My understanding is that it works by pushing video and input back and forth from the Mac to iPad, including using Apple’s custom, built-in HEVC encode decode blocks for acceleration on iPad and on the T2 chip on Macs equipped with them.

And yes, that means you can pick your iPad up and walk around with it if you want to, though you’re currently limited to 10 meters or about 30 feet. But that should be enough to reach any sofa, balcony, or pool-side lounger in your immediate vicinity.

In mirrored mode, what you see on your Mac is what you get on your iPad. Simple as that. You can use it if you — or someone else — literally wants to pick up your Mac in your hands… or just angle a display in a different way.
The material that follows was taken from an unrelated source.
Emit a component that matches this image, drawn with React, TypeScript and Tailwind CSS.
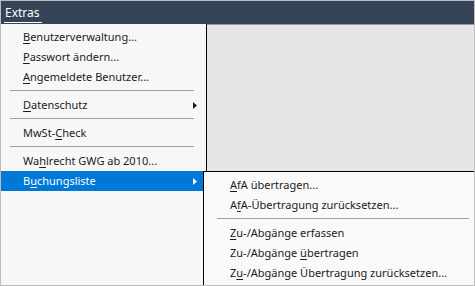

In extended mode, your iPad works just like any external display. You can put any Mac app or any Mac app window you want there. So, you could put two different Safari Windows on the two different screens to compare between them, group all your productivity or creative apps on the main Mac display and all your chat and info apps on the iPad display, you could put your main editing window on the Mac display and all your pallets on your iPad display. You can even put the menu bar and Dock on either display, whatever you want. Again, just like any external display.
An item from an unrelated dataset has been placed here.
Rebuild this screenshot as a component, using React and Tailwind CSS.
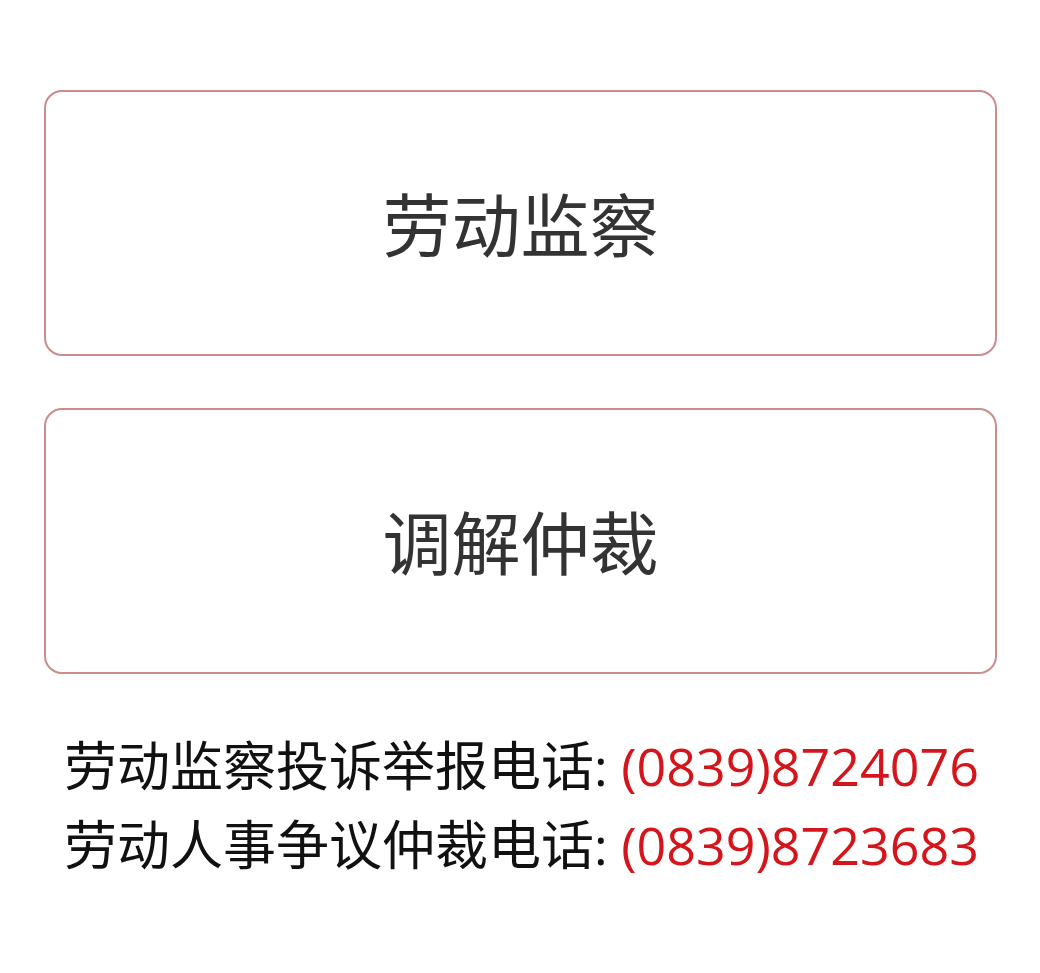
export default function App() {
  return (
    <div className="w-[1040px] h-[973px] bg-white pt-[90px] px-[44px] font-['Noto_Sans_CJK_SC','Noto_Sans',sans-serif]">
      <div className="flex flex-col gap-[52px] w-[953px]">
        <div className="h-[266px] rounded-[18px] border-2 border-[#cd8c8c] flex items-center justify-center text-[69px] text-[#333333]">
          劳动监察
        </div>
        <div className="h-[266px] rounded-[18px] border-2 border-[#cd8c8c] flex items-center justify-center text-[69px] text-[#333333]">
          调解仲裁
        </div>
      </div>
      <div className="mt-[51px] pl-[20px] text-[53px] leading-[77px] text-[#111111] whitespace-nowrap">
        <div>
          劳动监察投诉举报电话
          <span className="font-['Open_Sans',sans-serif] text-[52px]">: </span>
          <span className="font-['Open_Sans',sans-serif] text-[52px] text-[#d4161c]">(0839)8724076</span>
        </div>
        <div>
          劳动人事争议仲裁电话
          <span className="font-['Open_Sans',sans-serif] text-[52px]">: </span>
          <span className="font-['Open_Sans',sans-serif] text-[52px] text-[#d4161c]">(0839)8723683</span>
        </div>
      </div>
    </div>
  );
}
What makes Sidecar so much more than just a display is this — Apple Pencil support.

Sidecar + Pencil

Sure, you can use basic multitouch gestures if you really want or need to. Swipe, scroll, and pinch to zoom, that old chestnut. And you can use the new iOS 13 multitouch editing gestures too. Three fingers to copy, cut, paste, undo, or redo.

But, pick up that Apple Pencil for an iPad that supports it and you can do pretty much anything. It’s as precise as a mouse but far more natural and manipulable.
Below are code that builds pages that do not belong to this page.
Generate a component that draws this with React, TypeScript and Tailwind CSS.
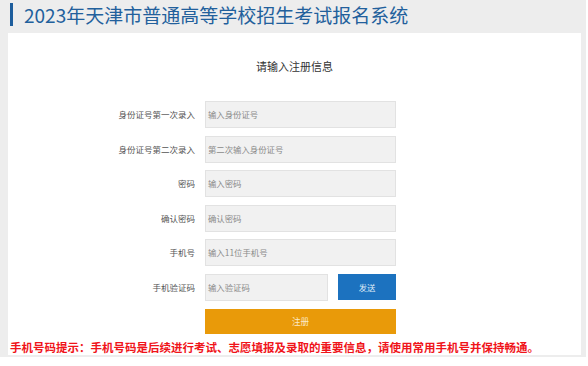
import React from "react";

const rows = [
  { label: "身份证号第一次录入", placeholder: "输入身份证号" },
  { label: "身份证号第二次录入", placeholder: "第二次输入身份证号" },
  { label: "密码", placeholder: "输入密码" },
  { label: "确认密码", placeholder: "确认密码" },
  { label: "手机号", placeholder: "输入11位手机号" },
];

const FormRow = ({
  label,
  children,
}: {
  label: string;
  children: React.ReactNode;
}) => (
  <div className="flex items-center h-[27px]">
    <span className="w-[197px] pr-[10px] text-right text-[8.5px] text-[#555]">
      {label}
    </span>
    {children}
  </div>
);

const Field = ({
  placeholder,
  className,
}: {
  placeholder: string;
  className: string;
}) => (
  <div
    className={`${className} h-[27px] flex items-center pl-[2px] bg-[#f1f1f1] border border-[#e2e2e2] text-[8.4px] text-[#8a8a8a]`}
  >
    {placeholder}
  </div>
);

export default function App() {
  return (
    <div
      className="w-[588px] h-[366px] bg-white overflow-hidden"
      style={{ fontFamily: '"Noto Sans CJK SC", "Noto Sans", sans-serif' }}
    >
      <div className="w-[586px] h-[357px] bg-[#ededed] flex flex-col">
        {/* header */}
        <div className="h-[33px] flex items-start">
          <div className="ml-[10px] mt-[3px] w-[3px] h-[23px] bg-[#1d5d9c]" />
          <h1 className="ml-[11px] mt-[1px] text-[19px] leading-[28px] text-[#22609c]">
            2023年天津市普通高等学校招生考试报名系统
          </h1>
        </div>

        {/* card */}
        <div className="ml-[8px] mr-[5px] h-[322px] bg-white flex flex-col">
          <p className="mt-[26px] text-center text-[11px] leading-[14px] text-[#333]">
            请输入注册信息
          </p>

          <div className="mt-[28px] flex flex-col gap-[7.5px]">
            {rows.map((r) => (
              <FormRow key={r.label} label={r.label}>
                <Field placeholder={r.placeholder} className="w-[191px]" />
              </FormRow>
            ))}
            <FormRow label="手机验证码">
              <Field placeholder="输入验证码" className="w-[123px]" />
              <button className="ml-[10px] w-[58px] h-[26px] bg-[#1c72bf] text-[8.4px] text-[#dfeaf6]">
                发送
              </button>
            </FormRow>
          </div>

          <div className="mt-[8px] flex">
            <button className="ml-[197px] w-[191px] h-[25px] bg-[#e99a09] text-[8.6px] text-[#fbe9c8]">
              注册
            </button>
          </div>

          <p className="mt-[6px] pl-[2px] text-[11.5px] leading-[14px] font-bold text-[#f0141a] whitespace-nowrap">
            手机号码提示：手机号码是后续进行考试、志愿填报及录取的重要信息，请使用常用手机号并保持畅通。
          </p>
        </div>
      </div>
    </div>
  );
}
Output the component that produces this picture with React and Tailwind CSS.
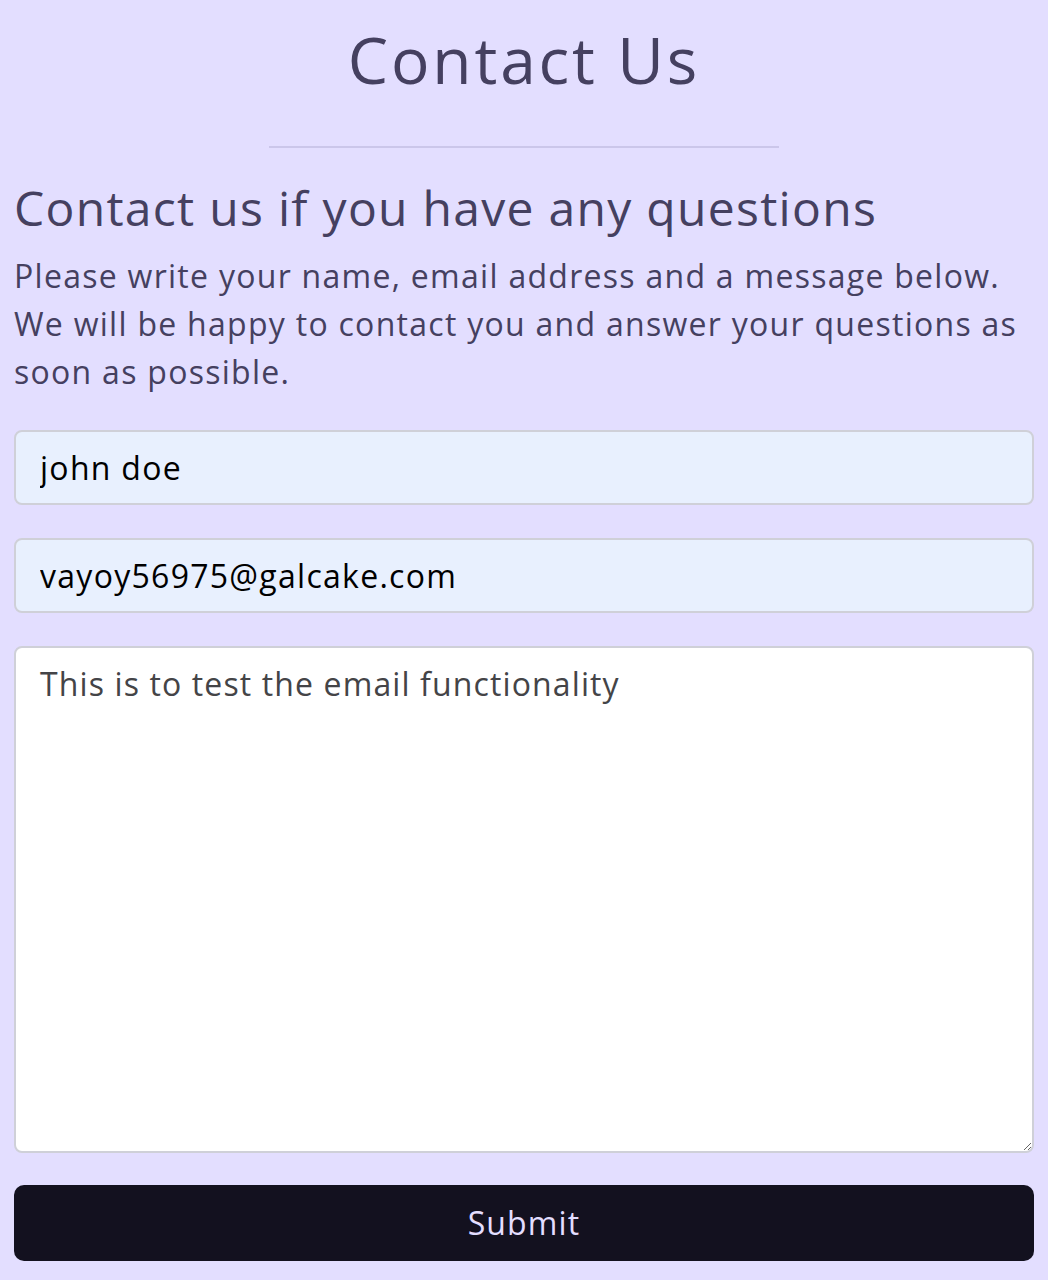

Apple has built-in continuity support for Markup and Sketch in Notes. So, you can drag a PDF over from the Mac, fill it out using the Pencil on the iPad, and then send it right back.

Or, you can choose Insert from iPad > Add Sketch, draw a diagram, mind-map, or, you know, the Batman, add in some handwriting, and then hit Done and drop it right into your doc.

Sure, you can do all of that directly on your iPad, no Mac or Sidecar needed. But, if you’re already using your Mac, if that’s already where the content is, if you’re in the middle of a big multi-app project, it’s just a really convenient… convenience to have available.

Where Sidecar transcends convenience and becomes unto a necessity is when you’re using apps that don’t run directly on the iPad. Like full-on Photoshop and Illustrator, Cinema 4D and Maya, Final Cut Pro X and Motion. Basically, any app that already supports tablets like Wacom also automatically supports Sidecar. And that’s phenomenal.

Mostly because I used Wacom Intuos and Cintiq boards for years back when I still worked in design. And Sidecar feels just like that, only better, because no digitizer layer, not air gap, no reticule, and an Apple Pencil that’s going from an already excellent 20-millisecond latency down to a straight-up stupefying 9 milliseconds with this fall’s iPadOS update.

Because context switching sucks, Apple has also added a few on-screen tools to minimize the number of times you need to go running back to the Mac keyboard.

First is a sidebar that offers up easy access to your commonly used modifier keys — command, option, control, and shift. There’s also undo, right there, and a way too easily toggle menu, dock, and keyboard hiding on or off.

Second is a Touch Bar. Yeah, just like on the MacBook Pro, but you don’t need a MacBook Pro to have the Touch Bar on Sidecar. It shows up for any Mac. On it, you’ll find tappable buttons for common shortcuts and features, whatever the app thinks is most important to make most accessible at any given time.

Again, so you can just tap them with the Pencil instead of having to run back to the keyboard. Really time-saving, really slick.

To be continued…

Now, Sidecar doesn’t do everything third-party display adaptors or VNC or Remote Desktop apps do, including supporting Windows and working on Macs that don’t have a primary display. So, you can’t use it solo with your Mac mini or old or upcoming Mac Pro.

But it does what Apple tends to do with new baseline OS features — provide the baseline OS feature with ease-of-use and integration that tends to come only from Apple.